L’avocat général qui mène l’enquête écrit :
C’est cette [illisible], en même temps qu’il calmera les appréhensions de la population paisible, aura pour effet probable de mettre un terme à l’audace des fauteurs de trouble et d’incendie. Les chefs disparaissant de la scène, ceux qui suivaient leur mouvement sentiront que le moment est venu de cesser leurs sinistres exploits. Il était à craindre qu’en l’absence d’une mesure de cette nature, la situation, au lieu de se détendre, allait s’aggraver de plus en plus. Il fallait en finir. La correspondance trouvée à Lyon chez le sieur Bordat, récemment arrêté, a permis de mettre la main sur un certain nombre des affiliés et [illisible] de la « bande noire ». [6]
Les saisies concernent principalement du matériel militant et des corrrespondances. Chez Bourdon est saisi un exemplaire du Scandale de la Ricamarie écrit par Étienne Faure. Une liste, fort instructive, fait état de la saisie réalisée chez Bordat :
7 brochures Aux jeunes gens par Kropotkine,
3 brochures Menaces à la bourgeoisie
2 brochures Marie Ferré
2 brochures La vérité sur le scandale de la Ricamarie
150 exemplaires : Droit social, papier rouge
137 exemplaires : Droit social
39 exemplaires : Le Citoyen et la Bataille
9 exemplaires Le Radical
60 exemplaires L’Étendard révolutionnaire
153 exemplaires Le Révolté [7]
et "une lettre signée Durand de Saint-Étienne", "2 photographies obscènes", des caricatures et dizaines d’autres brochures, placards et courriers.
Fin novembre, les principaux membres du parti anarchiste [8] sont arrêtés ou en fuite.
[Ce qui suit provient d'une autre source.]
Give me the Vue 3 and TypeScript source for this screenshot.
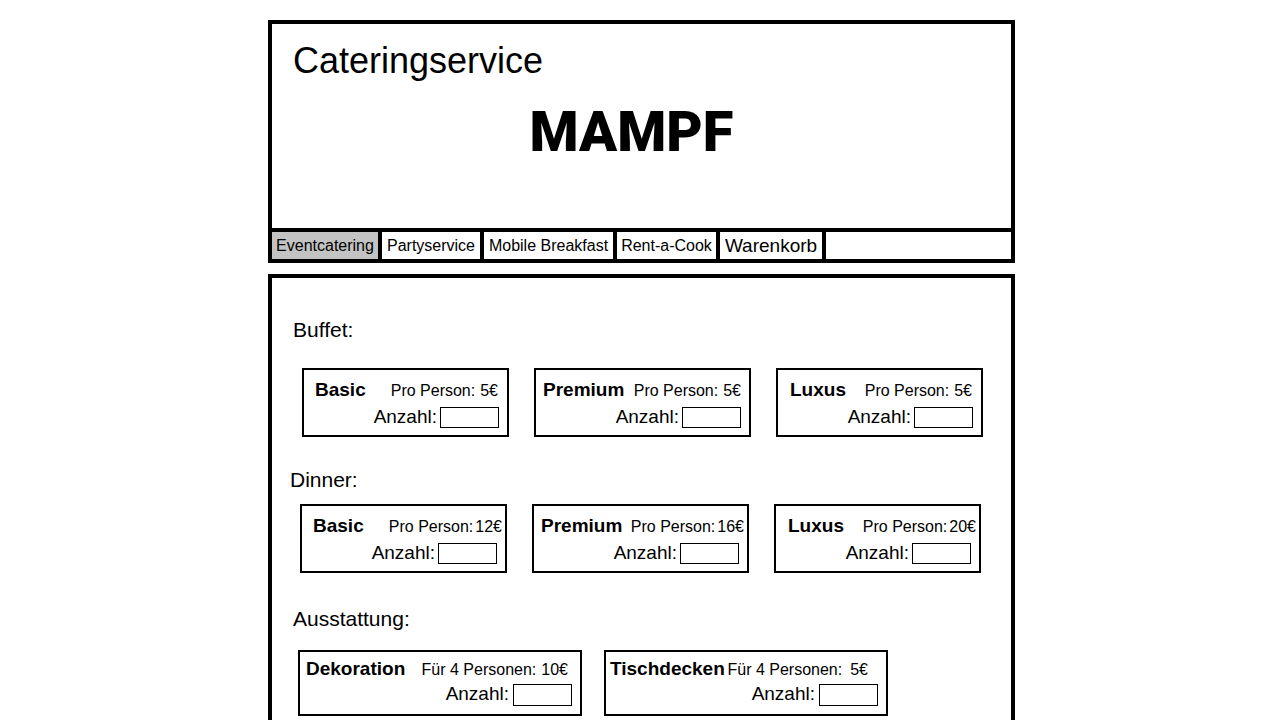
<script setup lang="ts">
import { ref } from 'vue'

interface Offer {
  id: string
  name: string
  unit: string
  price: string
}

interface Section {
  id: string
  title: string
  offers: Offer[]
}

interface NavItem {
  id: string
  label: string
}

const navItems: NavItem[] = [
  { id: 'event', label: 'Eventcatering' },
  { id: 'party', label: 'Partyservice' },
  { id: 'breakfast', label: 'Mobile Breakfast' },
  { id: 'cook', label: 'Rent-a-Cook' },
  { id: 'cart', label: 'Warenkorb' },
]

const sections: Section[] = [
  {
    id: 'buffet',
    title: 'Buffet:',
    offers: [
      { id: 'basic', name: 'Basic', unit: 'Pro Person:', price: '5€' },
      { id: 'premium', name: 'Premium', unit: 'Pro Person:', price: '5€' },
      { id: 'luxus', name: 'Luxus', unit: 'Pro Person:', price: '5€' },
    ],
  },
  {
    id: 'dinner',
    title: 'Dinner:',
    offers: [
      { id: 'basic', name: 'Basic', unit: 'Pro Person:', price: '12€' },
      { id: 'premium', name: 'Premium', unit: 'Pro Person:', price: '16€' },
      { id: 'luxus', name: 'Luxus', unit: 'Pro Person:', price: '20€' },
    ],
  },
  {
    id: 'equipment',
    title: 'Ausstattung:',
    offers: [
      { id: 'decoration', name: 'Dekoration', unit: 'Für 4 Personen:', price: '10€' },
      { id: 'tablecloths', name: 'Tischdecken', unit: 'Für 4 Personen:', price: '5€' },
    ],
  },
]

const active = ref('event')
const amounts = ref<Record<string, string>>({})
</script>

<template>
  <div class="page">
    <header class="banner">
      <div class="brand">
        <p class="service">Cateringservice</p>
        <h1 class="name">MAMPF</h1>
      </div>
      <nav class="nav">
        <a
          v-for="item in navItems"
          :key="item.id"
          :href="'#' + item.id"
          class="nav-link"
          :class="[item.id, { active: item.id === active }]"
          @click.prevent="active = item.id"
        >{{ item.label }}</a>
      </nav>
    </header>

    <main class="content">
      <section v-for="section in sections" :key="section.id" class="section" :class="section.id">
        <h2 class="section-title">{{ section.title }}</h2>
        <div class="cards">
          <article v-for="offer in section.offers" :key="offer.id" class="card" :class="offer.id">
            <div class="card-head">
              <h3 class="card-name">{{ offer.name }}</h3>
              <p class="price"><span>{{ offer.unit }}</span><span>{{ offer.price }}</span></p>
            </div>
            <div class="amount">
              <label :for="section.id + '-' + offer.id">Anzahl:</label>
              <input
                :id="section.id + '-' + offer.id"
                v-model="amounts[section.id + '-' + offer.id]"
                type="text"
                inputmode="numeric"
              />
            </div>
          </article>
        </div>
      </section>
    </main>
  </div>
</template>

<style>
body {
  background: #fff;
}
</style>

<style scoped>
.page {
  padding: 20px 16px 0 19px;
  font-family: "Liberation Sans", Arial, sans-serif;
  font-size: 16px;
  color: #000;
}

h1,
h2,
h3,
p {
  margin: 0;
}

.banner,
.content {
  box-sizing: border-box;
  max-width: 747px;
  margin: 0 auto;
  border: 4px solid #000;
}

.brand {
  padding: 17px 21px 64px;
}

.service {
  font-size: 36px;
  line-height: 40px;
}

.name {
  margin-top: 19px;
  padding-right: 20px;
  font-family: Roboto, "Liberation Sans", sans-serif;
  font-size: 56px;
  font-weight: 900;
  line-height: 64px;
  text-align: center;
}

.nav {
  display: grid;
  grid-template-columns: 110px 102px 133px 103px 106px;
  border-top: 4px solid #000;
}

.nav-link {
  border-right: 4px solid #000;
  line-height: 27px;
  text-align: center;
  white-space: nowrap;
  color: inherit;
  text-decoration: none;
}

.nav-link.active {
  background: #c3c3c3;
}

.nav-link.cart {
  font-size: 19px;
}

.content {
  margin-top: 11px;
  padding: 39px 18px 32px;
}

.section {
  padding-left: 3px;
}

.section.dinner {
  margin-top: 30px;
  padding-left: 0;
}

.section.equipment {
  margin-top: 33px;
}

.section-title {
  font-size: 21px;
  font-weight: normal;
  line-height: 26px;
}

.cards {
  display: grid;
  grid-template-columns: 207px 217px 207px;
  gap: 25px;
  margin-top: 25px;
  padding-left: 9px;
}

.dinner .cards {
  margin-top: 11px;
  padding-left: 10px;
}

.equipment .cards {
  grid-template-columns: 284px 284px;
  gap: 22px;
  margin-top: 18px;
  padding-left: 5px;
}

.card {
  border: 2px solid #000;
  padding: 9px 0 7px;
}

.equipment .card {
  padding: 6px 0 8px;
}

.card-head {
  display: flex;
  justify-content: space-between;
  align-items: baseline;
  padding: 0 9px 0 11px;
  line-height: 22px;
  white-space: nowrap;
}

.premium .card-head {
  padding: 0 8px 0 7px;
}

.dinner .card-head {
  padding-right: 3px;
}

.luxus .card-head {
  padding-left: 12px;
}

.decoration .card-head {
  padding: 0 12px 0 6px;
}

.tablecloths .card-head {
  padding: 0 18px 0 4px;
}

.card-name {
  font-size: 19px;
}

.price {
  display: flex;
  gap: 5px;
  line-height: 18px;
}

.dinner .price {
  gap: 2px;
}

.tablecloths .price {
  gap: 8px;
}

.amount {
  display: flex;
  justify-content: flex-end;
  align-items: flex-start;
  gap: 3px;
  margin-top: 6px;
  padding-right: 8px;
  font-size: 19px;
  line-height: 19px;
}

.equipment .amount {
  gap: 4px;
  margin-top: 4px;
}

.amount input {
  box-sizing: border-box;
  width: 59px;
  height: 21px;
  margin: 0;
  padding: 0 4px;
  border: 1px solid #000;
  border-radius: 0;
  background: #fff;
  font: inherit;
  font-size: 16px;
}

.equipment .amount input {
  height: 22px;
}
</style>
Soixante-six compagnons sont finalement inculpés. Cinquante deux sont détenus, les autres sont jugés par contumace. Ils sont accusés de faire partie d’organisations anarchistes, d’entretenir de la correspondance avec des groupes d’autres villes, d’avoir propagé des “doctrines incendiaires” (appel au vol, à l’incendie, à la destruction des titres de propriété…) et enfin d’être affiliés à l’Association internationale des travailleurs (AIT), délit qui tombe sous le coup de la loi Dufaure de 1872 qui l’interdisait.
Le 8 janvier 1883, on découvre au tribunal de Lyon ces « ennemis des bourgeois et la Presse républicaine » comme les présente Le Progrès du 9 janvier 1883.